Whether Lufthansa’s Airbus centered expansion will substantially shield Europe from systemic travel chaos remains an open question. Many of the factors that drove recent disruption, including air traffic control capacity, geopolitical airspace closures and severe weather, lie outside any airline’s direct influence. Additional aircraft alone cannot resolve structural constraints in the European network.

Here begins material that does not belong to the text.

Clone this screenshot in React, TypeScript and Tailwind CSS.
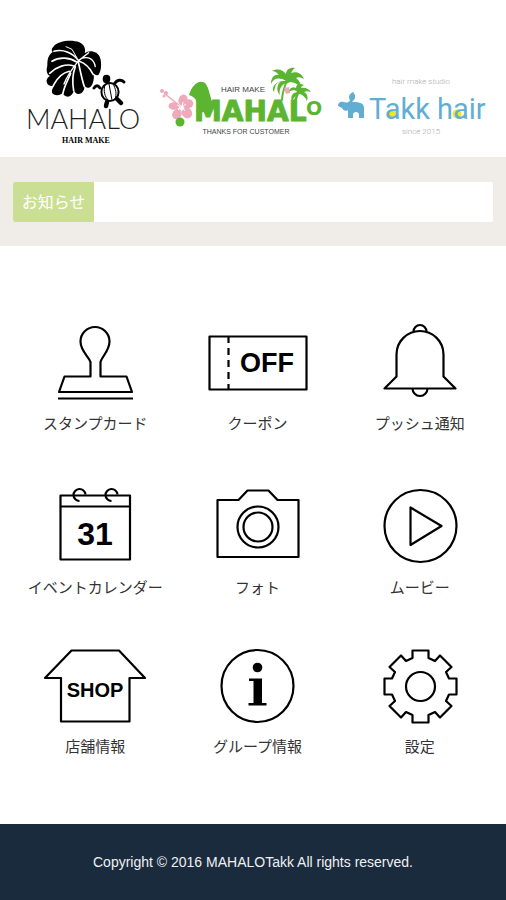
import type { ReactNode } from "react";

function MahaloBlackLogo() {
  return (
    <svg viewBox="0 0 124 108" className="w-[124px] shrink-0" role="img" aria-label="MAHALO HAIR MAKE">
      {/* Monstera leaf */}
      <g transform="translate(22 0) scale(0.333)" fill="none" strokeLinecap="round" strokeLinejoin="round">
        <path
          d="M28 26C42 8 84 4 106 13C122 20 126 36 122 46C136 34 162 40 168 58C174 76 172 100 164 110C158 114 152 110 149 106C152 124 146 144 138 148C130 152 124 148 121 142C124 156 114 168 104 168C96 168 92 162 90 156C88 168 78 178 68 176C60 174 58 170 57 164C48 176 28 174 24 164C22 156 28 148 32 142C22 148 10 142 8 132C6 124 12 118 18 114C8 110 6 96 10 84C10 64 12 52 26 42C22 38 22 32 28 26Z"
          fill="#000"
        />
        <g stroke="#fff" strokeWidth="5">
          <path d="M134 44L104 68C88 88 70 112 60 138" strokeWidth="4" />
          <path d="M103 67C86 44 56 32 30 40" />
          <path d="M98 58L84 34L66 26" strokeWidth="3" />
          <path d="M98 72C76 58 46 56 24 70" />
          <path d="M90 84C66 76 38 86 17 106" />
          <path d="M76 100C56 104 40 120 28 142" />
          <path d="M80 106C74 124 62 140 57 166" />
          <path d="M94 86C86 108 84 130 89 158" />
          <path d="M103 72C108 92 112 118 121 146" />
          <path d="M106 70C124 76 138 90 148 110" />
          <path d="M116 60C134 56 150 62 154 86" strokeWidth="4" />
        </g>
      </g>
      {/* Turtle */}
      <g fill="none" stroke="#000" strokeLinecap="round">
        <ellipse cx="88" cy="54" rx="8.6" ry="9" strokeWidth="2" />
        <path d="M87 46L90 62M83 47C81 53 83 59 86 62M91 46C94 51 95 56 93 61" strokeWidth="1" />
        <path d="M78 50C76 47 74 47 72 50M93 45C95 42 99 41 102 44" strokeWidth="3" />
        <path d="M85 64L84 68M95 61L99 65" strokeWidth="4.5" />
      </g>
      <ellipse cx="84.5" cy="41" rx="3.8" ry="4.2" fill="#000" />
      <text x="61" y="91" textAnchor="middle" className="fill-[#1c1c1c] font-['Lato'] text-[27px] font-light">
        MAHALO
      </text>
      <text x="64" y="105" textAnchor="middle" className="fill-black font-['Liberation_Serif'] text-[8px] font-bold">
        HAIR MAKE
      </text>
    </svg>
  );
}

function MahaloGreenLogo() {
  return (
    <svg viewBox="0 0 164 82" className="w-[164px] shrink-0" role="img" aria-label="HAIR MAKE MAHALO THANKS FOR CUSTOMER">
      {/* Hibiscus */}
      <g fill="#f0a8bb">
        <ellipse cx="24" cy="36" rx="4.5" ry="5.5" transform="rotate(20 24 36)" />
        <ellipse cx="29" cy="40" rx="5.5" ry="4.5" transform="rotate(-25 29 40)" />
        <ellipse cx="28" cy="49" rx="5" ry="5.5" transform="rotate(-35 28 49)" />
        <ellipse cx="18" cy="50" rx="4.5" ry="5.5" transform="rotate(35 18 50)" />
        <ellipse cx="15" cy="42" rx="5.5" ry="3.8" />
        <circle cx="3" cy="27" r="2" />
        <circle cx="7" cy="29" r="2" />
        <circle cx="5" cy="32" r="1.5" />
      </g>
      <path d="M5 29L22 43" stroke="#f0a8bb" strokeWidth="1.6" />
      <path d="M23 43L27 40M23 43L26 47M23 43L19 46M22 43L18 41M23 43L24 38" stroke="#fff" strokeWidth="1" />
      <circle cx="21" cy="58" r="4.5" fill="#5cb531" />
      {/* Palm trees */}
      <g fill="#5cb531">
        <path d="M127 17C120 13 115 14 112 20C112 13 116 10 120 11C117 8 116 7 113 7C119 4 124 6 127 10C127 6 131 3 136 4C134 5 133 7 132 9C138 7 143 10 145 15C141 13 139 13 137 14C141 17 142 20 142 24C139 20 135 18 131 18C129 19 127 20 125 20C121 23 120 27 121 31C117 27 118 21 121 18C116 19 116 24 115 28C111 23 118 16 127 17Z" />
        <path d="M139 28C135 25 132 26 129 29C130 24 134 22 137 24C137 20 141 19 145 21C143 22 142 23 142 24C146 23 150 25 152 28C149 27 147 27 145 28C149 30 149 34 148 37C146 33 144 31 141 30C136 31 135 34 133 37C131 32 134 28 139 28Z" />
        <path d="M30 31C33 21 40 15 46 19C50 23 51 33 55 44L39 50C40 41 39 34 30 31Z" />
      </g>
      <g fill="none" stroke="#5cb531" strokeLinecap="round">
        <path d="M128 16C125 24 123 30 123 36" strokeWidth="2" />
        <path d="M139 28C136 36 134 44 135 55" strokeWidth="2.6" />
      </g>
      <path d="M125 24L130 23L131 29L127 30Z" fill="#f0a8bb" />
      <g className="fill-[#5cb531] font-['DejaVu_Sans'] font-bold">
        <text x="35" y="57" strokeWidth="1" strokeLinejoin="round" className="stroke-[#5cb531] text-[28px]">
          MAHAL
        </text>
        <text x="147" y="51" className="text-[19px]">
          O
        </text>
      </g>
      <text x="84" y="28" textAnchor="middle" className="fill-[#444] font-['Liberation_Sans'] text-[8px]">
        HAIR MAKE
      </text>
      <text x="87" y="70" textAnchor="middle" className="fill-[#444] font-['Liberation_Sans'] text-[7px]">
        THANKS FOR CUSTOMER
      </text>
    </svg>
  );
}

function TakkHairLogo() {
  return (
    <svg viewBox="0 0 152 82" className="w-[152px] shrink-0" role="img" aria-label="Takk hair, hair make studio since 2015">
      <path
        d="M14 36C12 33 13 30 17 28C20 31 20 35 16 38C21 38 27 38 28 43V54H23V50C21 47 18 48 17 50V54H12V46C9 48 7 46 6 44L2 42C2 39 4 37 8 38C10 39 13 39 14 36Z"
        fill="#60aed4"
      />
      <circle cx="56" cy="50" r="4.5" fill="#f4e61c" />
      <circle cx="121" cy="50" r="4.5" fill="#f4e61c" />
      <text x="33" y="55" className="fill-[#60aed4] font-['Roboto'] text-[29px] font-normal">
        Takk hair
      </text>
      <text x="85" y="20" textAnchor="middle" className="fill-[#aaa] font-['Roboto'] text-[8px] font-light">
        hair make studio
      </text>
      <text x="85" y="70" textAnchor="middle" className="fill-[#aaa] font-['Roboto'] text-[8px] font-light">
        since 2015
      </text>
    </svg>
  );
}

const GEAR_POINTS =
  "45.5,9.5 61.5,9.5 61.5,17 68,20 73,14.5 84.5,26 79,31 82,37.5 89.5,37.5 89.5,53.5 82,53.5 79,60 84.5,65 73,76.5 68,71 61.5,74 61.5,81.5 45.5,81.5 45.5,74 39,71 34,76.5 22.5,65 28,60 25,53.5 17.5,53.5 17.5,37.5 25,37.5 28,31 22.5,26 34,14.5 39,20 45.5,17";

const menu: { label: string; href: string; icon: ReactNode }[] = [
  {
    label: "スタンプカード",
    href: "#stamp",
    icon: (
      <>
        <path d="M48.5 58.5V44C47 39 38.5 33 38.5 23.5a14.5 14.5 0 0 1 29 0C67.5 33 59.5 39 58.5 44V58.5H84.5L90 74H17L22.5 58.5Z" />
        <path d="M16 80.5H91" />
      </>
    ),
  },
  {
    label: "クーポン",
    href: "#coupon",
    icon: (
      <>
        <rect x="5.5" y="18.5" width="97" height="53" />
        <path d="M24.5 19V71" strokeDasharray="7 5" strokeDashoffset="1" />
        <text x="63" y="54" textAnchor="middle" stroke="none" className="fill-black text-[27px] font-bold">
          OFF
        </text>
      </>
    ),
  },
  {
    label: "プッシュ通知",
    href: "#push",
    icon: (
      <>
        <path d="M29.5 58.5V36.5a23.5 23.5 0 0 1 47 0V58.5L88.5 70.5H17.5Z" />
        <path d="M46.5 13.5a6.5 6.5 0 0 1 13 0M45.5 70.5a7.5 7.5 0 0 0 15 0" />
      </>
    ),
  },
  {
    label: "イベントカレンダー",
    href: "#calendar",
    icon: (
      <>
        <rect x="18.5" y="13.5" width="69.5" height="64" />
        <path d="M18.5 24.5H88" />
        <path d="M43.5 12.5a6 6 0 1 0 -6 6.5M75.5 12.5a6 6 0 1 0 -6 6.5" />
        <text x="53" y="63" textAnchor="middle" stroke="none" className="fill-black text-[32px] font-bold">
          31
        </text>
      </>
    ),
  },
  {
    label: "フォト",
    href: "#photo",
    icon: (
      <>
        <path d="M13.5 18H34.5L43.5 8.5H64.5L73.5 18H94.5V75H13.5Z" />
        <circle cx="54" cy="45" r="20.5" />
        <circle cx="54" cy="45" r="14.5" />
      </>
    ),
  },
  {
    label: "ムービー",
    href: "#movie",
    icon: (
      <>
        <circle cx="53.5" cy="44" r="36" />
        <path d="M43.5 25.5V63L74.5 44Z" />
      </>
    ),
  },
  {
    label: "店舗情報",
    href: "#shop",
    icon: (
      <>
        <path d="M29.5 9.5H77L103 37H87.5V80.5H19V37H3Z" />
        <text x="53" y="56" textAnchor="middle" stroke="none" className="fill-black text-[20px] font-bold">
          SHOP
        </text>
      </>
    ),
  },
  {
    label: "グループ情報",
    href: "#group",
    icon: (
      <>
        <circle cx="53.5" cy="45" r="36" />
        <circle cx="53.5" cy="26.5" r="4.8" fill="#000" stroke="none" />
        <path d="M45 37.5H58V62H62.5V64.5H44.5V62H49.5V40H45Z" fill="#000" stroke="none" />
      </>
    ),
  },
  {
    label: "設定",
    href: "#settings",
    icon: (
      <>
        <polygon points={GEAR_POINTS} />
        <circle cx="53.5" cy="45.5" r="14.5" />
      </>
    ),
  },
];

export default function App() {
  return (
    <div className="flex min-h-screen flex-col bg-white font-['Liberation_Sans','Noto_Sans_CJK_JP',sans-serif]">
      <header className="flex items-end justify-between pt-[38px] pr-[18px] pb-[11px] pl-[22px]">
        <MahaloBlackLogo />
        <MahaloGreenLogo />
        <TakkHairLogo />
      </header>

      <section className="bg-[#f0ede8] px-[13px] pt-[25px] pb-6">
        <div className="flex h-10 overflow-hidden rounded-xs bg-white">
          <h2 className="flex w-[81px] items-center justify-center bg-[#cbdf94] pt-0.5 text-base text-white">お知らせ</h2>
          <div className="flex-1" aria-live="polite" />
        </div>
      </section>

      <nav className="flex-1 pt-[72px] pr-[5px] pb-10 pl-[14px]">
        <ul className="grid grid-cols-3 grid-rows-[164px_159px_auto]">
          {menu.map((item) => (
            <li key={item.label}>
              <a href={item.href} className="flex flex-col items-center text-[15px] leading-6 text-[#333]">
                <svg
                  viewBox="0 0 106 94"
                  className="h-[94px] w-[106px]"
                  fill="none"
                  stroke="#000"
                  strokeWidth="2.2"
                  strokeLinejoin="round"
                  aria-hidden="true"
                >
                  {item.icon}
                </svg>
                {item.label}
              </a>
            </li>
          ))}
        </ul>
      </nav>

      <footer className="bg-[#1a2b3d] py-7 text-center text-sm text-[#eef1f4]">
        Copyright © 2016 MAHALOTakk All rights reserved.
      </footer>
    </div>
  );
}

However, industry experts generally agree that a younger, more flexible fleet is a necessary part of the solution. With more fuel efficient Airbus jets and a simplified aircraft mix, Lufthansa can plan schedules with tighter turnarounds and still maintain reliability, provided that airports and air navigation services also deliver on their capacity commitments. The ability to rotate A350s and A320neos across different hubs and subsidiaries may also give the group more options when demand shifts suddenly due to crises or regulatory changes.
As deliveries of new Airbus aircraft accelerate toward the end of the decade, the effectiveness of this approach will become clearer. If Lufthansa manages to cut reactionary delays and reduce the frequency of large scale cancellations during peak periods, its fleet strategy could become a template for other European carriers. If disruptions continue at current levels despite the investment, attention is likely to shift more forcefully toward infrastructure and regulatory reforms.
For now, the message from Lufthansa’s order book is unambiguous: Europe’s largest airline group is betting that a massive, long term partnership with Airbus is central to restoring stability to the continent’s battered air travel system.